Measurable Results: A Case Study in Success
The strategic shift to prioritize CTV and digital audio for Peach State Bank & Trust yielded significant, measurable results over a six-month campaign period (Q3 2025 – Q1 2026). This wasn’t just a slight improvement; it was a fundamental change in their marketing efficiency.
Campaign Goal: Increase qualified mortgage lead generation and improve ROAS for the bank’s lending products.
Previous Approach (Q4 2024 – Q2 2025): Primarily linear TV and broad programmatic display.
- Average Cost Per Qualified Lead (CPL): $185
- Overall Marketing ROAS: 1.8:1
- Website Traffic from Digital Channels: ~7,500 unique visitors/month
New Approach (Q3 2025 – Q1 2026): 60% of budget reallocated to CTV and digital audio, with refined programmatic display for retargeting, and the remaining 40% in highly targeted linear TV for specific demographics.
- Cost Per Qualified Lead (CPL) Reduced: We saw a dramatic 45% reduction in CPL, bringing it down to $102. This was a direct result of our precise targeting and channel-specific creative.
- Overall Marketing ROAS Increased: The return on ad spend jumped to an impressive 3.1:1, demonstrating the efficiency of reaching the right audience on the right platforms with the right message.
- Website Traffic from CTV & Digital Audio: These channels alone drove an average of 12,000 unique visitors/month to the mortgage section of their website, representing a 60% increase in relevant traffic from these new sources.
- Brand Recall Lift: A brand lift study conducted by Quantcast for the CTV campaigns showed an 8% increase in unaided brand recall among the exposed group compared to the control group in the Atlanta metro area. This indicates the engaging nature of the CTV ads.
- Digital Audio Engagement: Our digital audio campaigns achieved an average completion rate of 92% for 30-second spots, well above the industry average, and contributed to a 15% increase in branded search queries during peak commute times.
- Application Conversion Rate: The conversion rate for mortgage applications originating from users exposed to CTV or digital audio ads was 1.8%, significantly higher than the 0.7% from the previous broad digital display efforts.
This success story isn’t unique; it’s a testament to what happens when marketers embrace the evolution of media consumption rather than resisting it. We didn’t just shift budget; we shifted mindset, focusing on the audience first, then the channel, and finally, the creative tailored for that specific interaction. The results speak for themselves.
My advice? Don’t wait. The audience is already there, engrossed in their favorite shows and podcasts. Your competitors are likely already experimenting. Ignoring and emerging channels like connected TV (CTV) and digital audio isn’t a viable long-term strategy; it’s a guaranteed path to obsolescence.
Conclusion: Embrace the Future of Marketing Now
The marketing landscape will only continue to diversify. Brands that proactively invest in understanding and strategically integrating connected TV (CTV) and digital audio into their media mix, supported by granular targeting and robust measurement, will secure a decisive competitive advantage. Stop chasing yesterday’s audiences on yesterday’s platforms; meet them where they are today and where they’ll be tomorrow.

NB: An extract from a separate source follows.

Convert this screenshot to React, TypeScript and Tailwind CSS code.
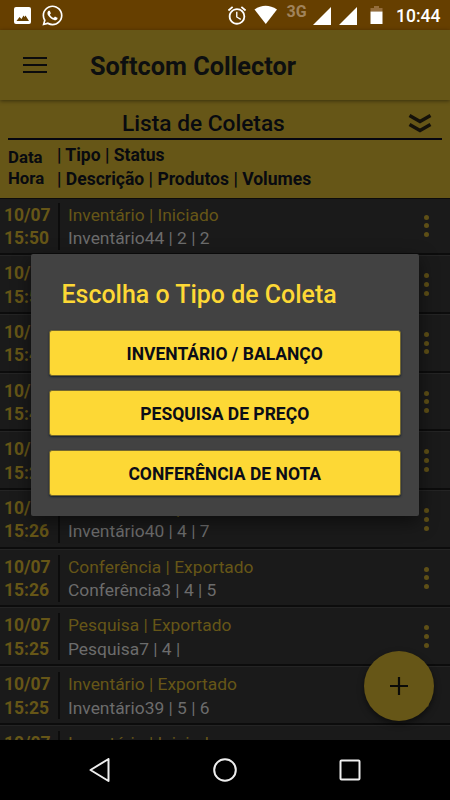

What is the primary difference between linear TV and Connected TV (CTV) for advertisers?
Linear TV refers to traditional broadcast or cable television, where content is scheduled and delivered via satellite or cable. CTV, however, delivers video content via internet-connected devices like smart TVs, streaming sticks (e.g., Roku), and gaming consoles. For advertisers, the key difference lies in targeting and measurement: CTV offers highly granular audience targeting, programmatic buying capabilities, and much more detailed performance analytics compared to the broad reach and limited measurement of linear TV.

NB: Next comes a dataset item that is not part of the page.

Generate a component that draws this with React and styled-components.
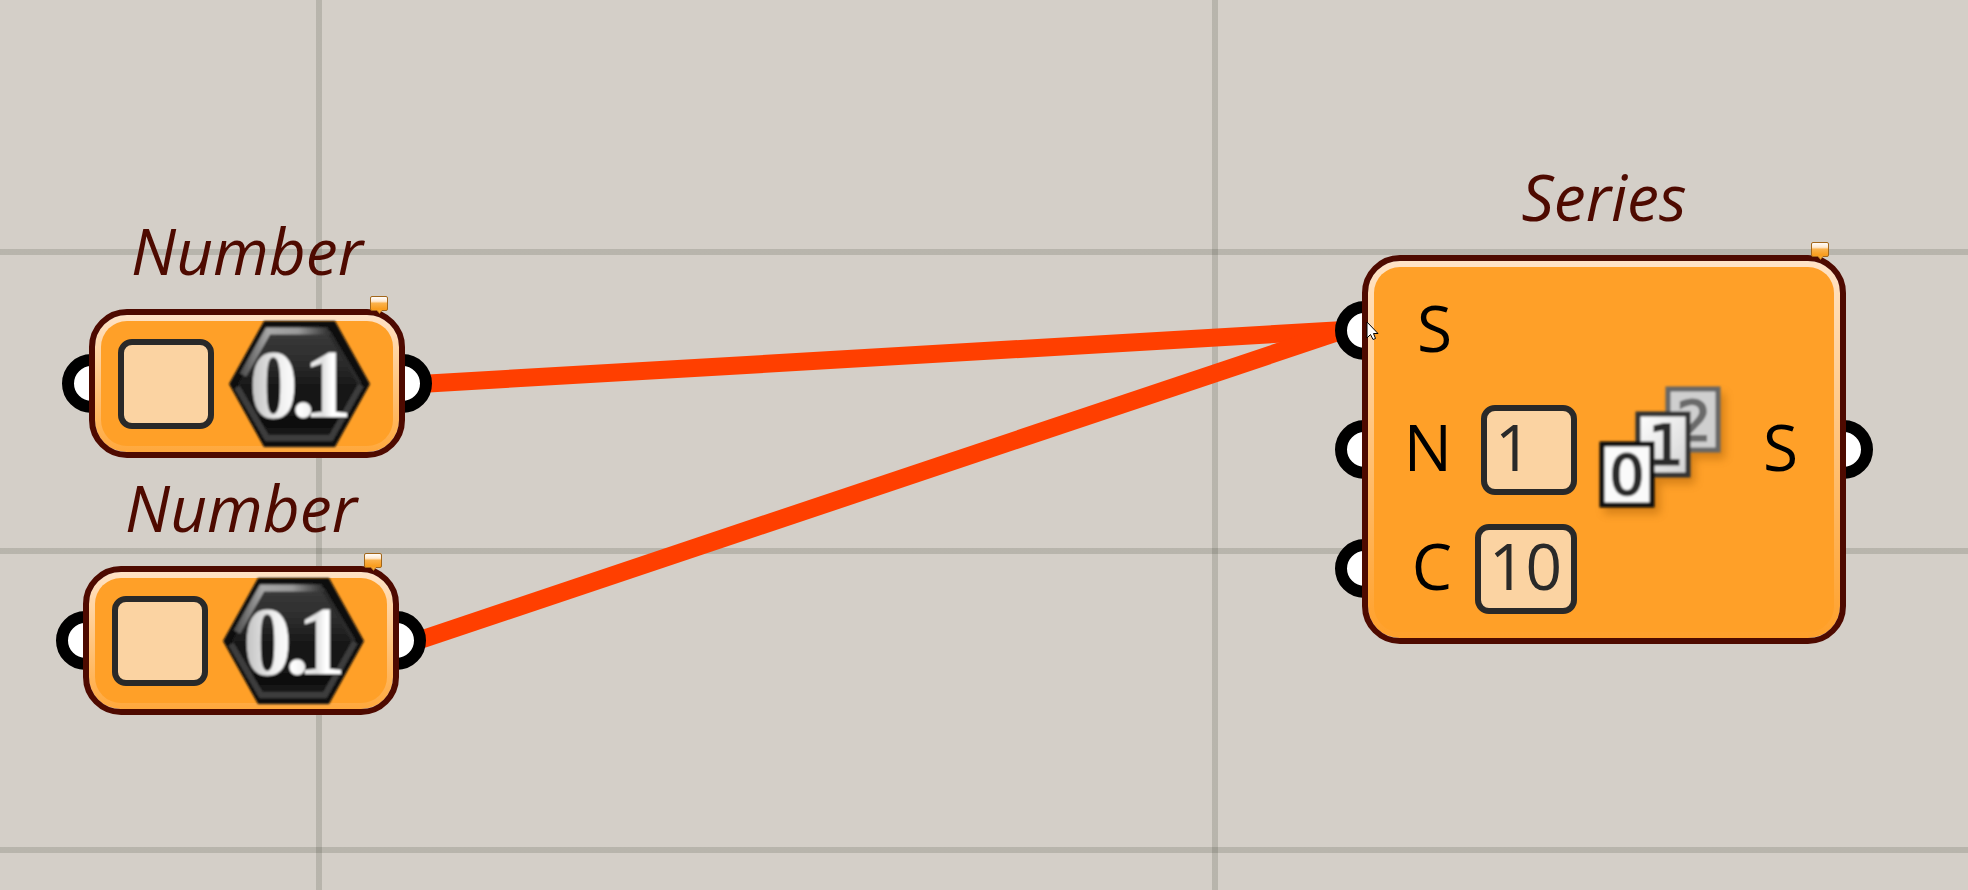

How can I effectively measure the ROI of digital audio campaigns?
Measuring ROI for digital audio involves a multi-pronged approach. Beyond standard metrics like listen-through rates, you should implement unique vanity URLs, specific promo codes mentioned in ads, and call tracking numbers. Additionally, conduct brand lift studies to assess changes in awareness and perception, and use multi-touch attribution models to understand how audio interactions contribute to later conversions, integrating data from your DSP with your analytics platform.
Is first-party data essential for effective CTV and digital audio advertising?
Absolutely. While third-party data still plays a role, first-party data is becoming increasingly critical, especially with the deprecation of third-party cookies. Onboarding your own customer data (e.g., CRM lists, website visitor data) into a DSP allows for highly precise targeting, creation of lookalike audiences, and exclusion of existing customers, leading to much more efficient and personalized campaigns on CTV and digital audio.
What are common pitfalls to avoid when starting with CTV advertising?
A common pitfall is simply repurposing linear TV creative without adapting it for the CTV environment. CTV viewers are often more engaged and less tolerant of overly long or irrelevant ads. Other mistakes include neglecting frequency capping, failing to integrate with robust measurement solutions, and not diversifying ad placements across multiple CTV publishers and apps to reach a broader segment of your target audience.
How does digital audio complement other digital marketing channels?
Digital audio excels at building brand affinity and reaching audiences in “screenless” moments, like during commutes or workouts, where visual ads aren’t feasible. It complements channels like display and social by reinforcing brand messaging through an immersive, auditory experience. It can drive upper-funnel awareness and consideration, which then gets converted by lower-funnel channels like search and retargeting ads, creating a more cohesive and impactful customer journey.